My Mother used to say to me, “If you are bored it means you are not creating” and her words along with the healing modalities I have engaged with over the years, form the corner stone of my art as both a healing and a visionary tool in my life.

Was the inner-critic a problem for you in the beginning and how did you get past it?
My inner-critic was not concerned with whether I could make art, I was certain of that because of my art based programs and my Mother’s utter belief in my creativity but I definitely had to navigate the inner-critic telling me I couldn’t make a living from my art and I would be better off in a 9 to 5 job!

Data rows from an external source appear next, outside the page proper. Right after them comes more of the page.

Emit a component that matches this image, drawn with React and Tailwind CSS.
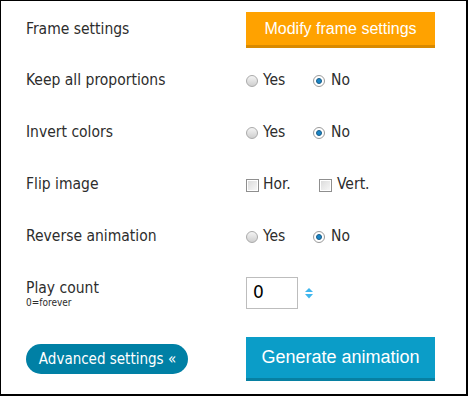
const Radio = ({ checked }) =>
  checked ? (
    <span className="w-[12px] h-[12px] rounded-full border border-[#9a9a9a] bg-white flex items-center justify-center shrink-0">
      <span className="w-[6px] h-[6px] rounded-full bg-[#1a86c8] border border-[#1b5c86]" />
    </span>
  ) : (
    <span className="w-[12px] h-[12px] rounded-full border border-[#aaaaaa] bg-gradient-to-b from-[#f4f4f4] to-[#cfcfcf] shrink-0" />
  );

const Checkbox = () => (
  <span className="w-[13px] h-[13px] border border-[#8f8f8f] bg-white p-[1px] shrink-0 flex">
    <span className="flex-1 bg-gradient-to-br from-[#dcdcdc] to-[#f6f6f6]" />
  </span>
);

const YesNo = () => (
  <div className="flex items-center">
    <label className="flex items-center gap-[5px] w-[67px]">
      <Radio />
      <span>Yes</span>
    </label>
    <label className="flex items-center gap-[6px]">
      <Radio checked />
      <span>No</span>
    </label>
  </div>
);

const Row = ({ label, h = "h-[52px]", children }) => (
  <div className={`flex items-center ${h}`}>
    <div className="w-[220px] shrink-0">{label}</div>
    <div>{children}</div>
  </div>
);

export default function App() {
  return (
    <div className="w-[468px] h-[396px] bg-white border border-black border-r-2 border-b-2 pl-[25px] pt-[4px] text-[15.5px] text-[#2d2d2d] font-['DejaVu_Sans_Condensed','DejaVu_Sans',sans-serif]">
      <Row label="Frame settings" h="h-[50px]">
        <button className="w-[189px] h-[36px] bg-[#ffa200] border-b-[3px] border-[#d98a00] text-white text-[16px] font-['Liberation_Sans',Arial,sans-serif]">
          Modify frame settings
        </button>
      </Row>
      <Row label="Keep all proportions">
        <YesNo />
      </Row>
      <Row label="Invert colors">
        <YesNo />
      </Row>
      <Row label="Flip image">
        <div className="flex items-center">
          <label className="flex items-center gap-[4px] w-[73px]">
            <Checkbox />
            <span>Hor.</span>
          </label>
          <label className="flex items-center gap-[5px]">
            <Checkbox />
            <span>Vert.</span>
          </label>
        </div>
      </Row>
      <Row label="Reverse animation">
        <YesNo />
      </Row>
      <Row
        h="h-[60px]"
        label={
          <div className="flex flex-col">
            <span className="leading-[18px]">Play count</span>
            <span className="text-[10px] leading-[11px]">0=forever</span>
          </div>
        }
      >
        <div className="flex items-center gap-[7px]">
          <div className="w-[52px] h-[32px] border border-[#bdbdbd] flex items-center pl-[6px] text-[17px] text-black font-['DejaVu_Sans',sans-serif]">
            0
          </div>
          <svg width="8" height="11" viewBox="0 0 8 11">
            <path d="M4 0 L8 4 L0 4 Z" fill="#3fb6ee" />
            <path d="M0 6 L8 6 L4 10.5 Z" fill="#3fb6ee" />
          </svg>
        </div>
      </Row>
      <div className="flex items-center mt-[14px]">
        <div className="w-[220px] shrink-0">
          <button className="h-[30px] w-[162px] rounded-full bg-[#0080a5] text-white text-[15px] pl-[1px]">
            Advanced settings «
          </button>
        </div>
        <button className="w-[189px] h-[44px] bg-[#0b9dc8] border-b-[3px] border-[#0780a2] text-white text-[18px] font-['Liberation_Sans',Arial,sans-serif]">
          Generate animation
        </button>
      </div>
    </div>
  );
}
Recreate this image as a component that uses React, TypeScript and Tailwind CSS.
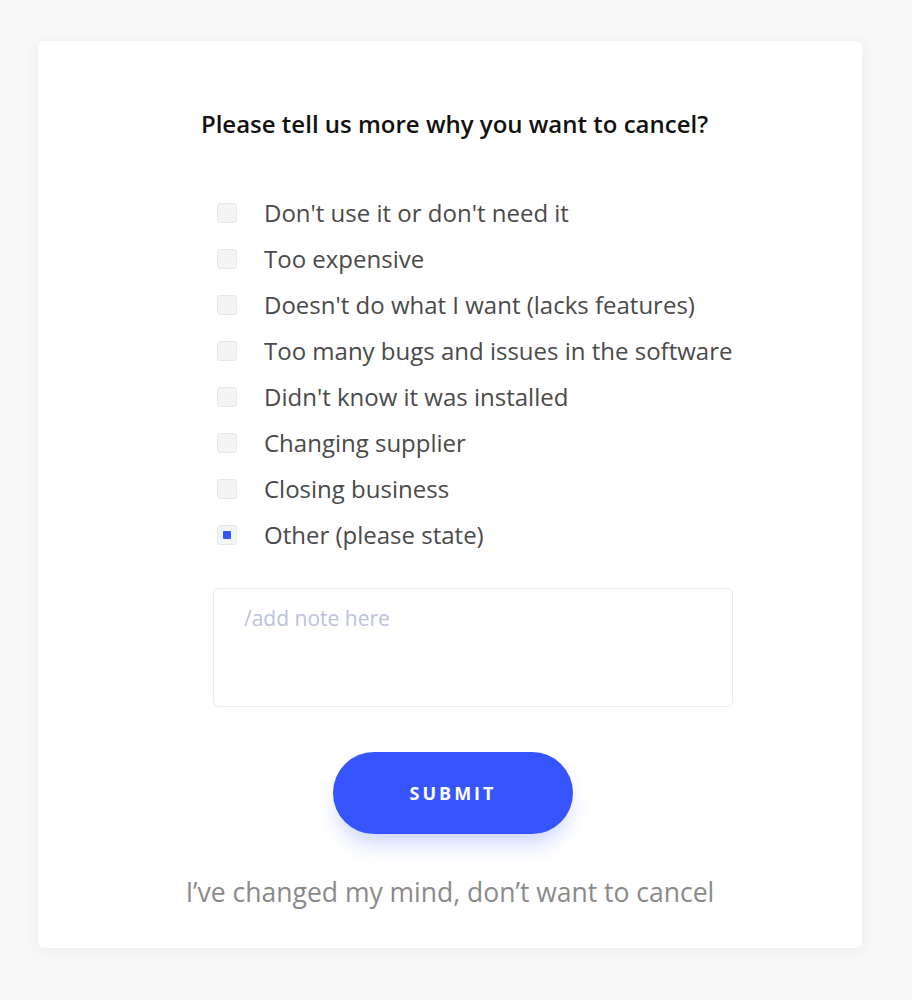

If I ever fall into the trap of comparing my art to the work of others, my inner-critic jumps at the chance to remind me that my self-taught style is not appealing to a larger market, so I navigate that outdated belief by focusing on gratitude and appreciation for my creativity and the difference it makes in women’s lives at a point when they are truly in transition from their old life of fear and domestic violence to an empowered and self-reliant future.
What achievement in your art career are you most proud of?
The publication of The Big Girls Little Colouring Book and my current crowd sourcing campaign to place 20 boxes of the books into 20 women’s services here in South Australia.
What would you still like to accomplish in your art career?
My intention is to create more interactive artwork and incorporate digital media into my art-based life coaching programs.
Is there anything you would like to add to give a fuller understanding of your art or process?
Carl Jung once said: “Sometimes the hands can solve a mystery that the intellect has struggled with in vain.”
I truly believe that when we re-engage with the free-flowing creativity that we knew as children (before the conformity of sitting still in class rooms and responding to prescribed curriculums overtook spontaneity and use of the vivid imagination) we will reignite the inner artist.
Which reminds me of a quote by Pablo Picasso, “Every child is born an artist, the problem is how to remain one.”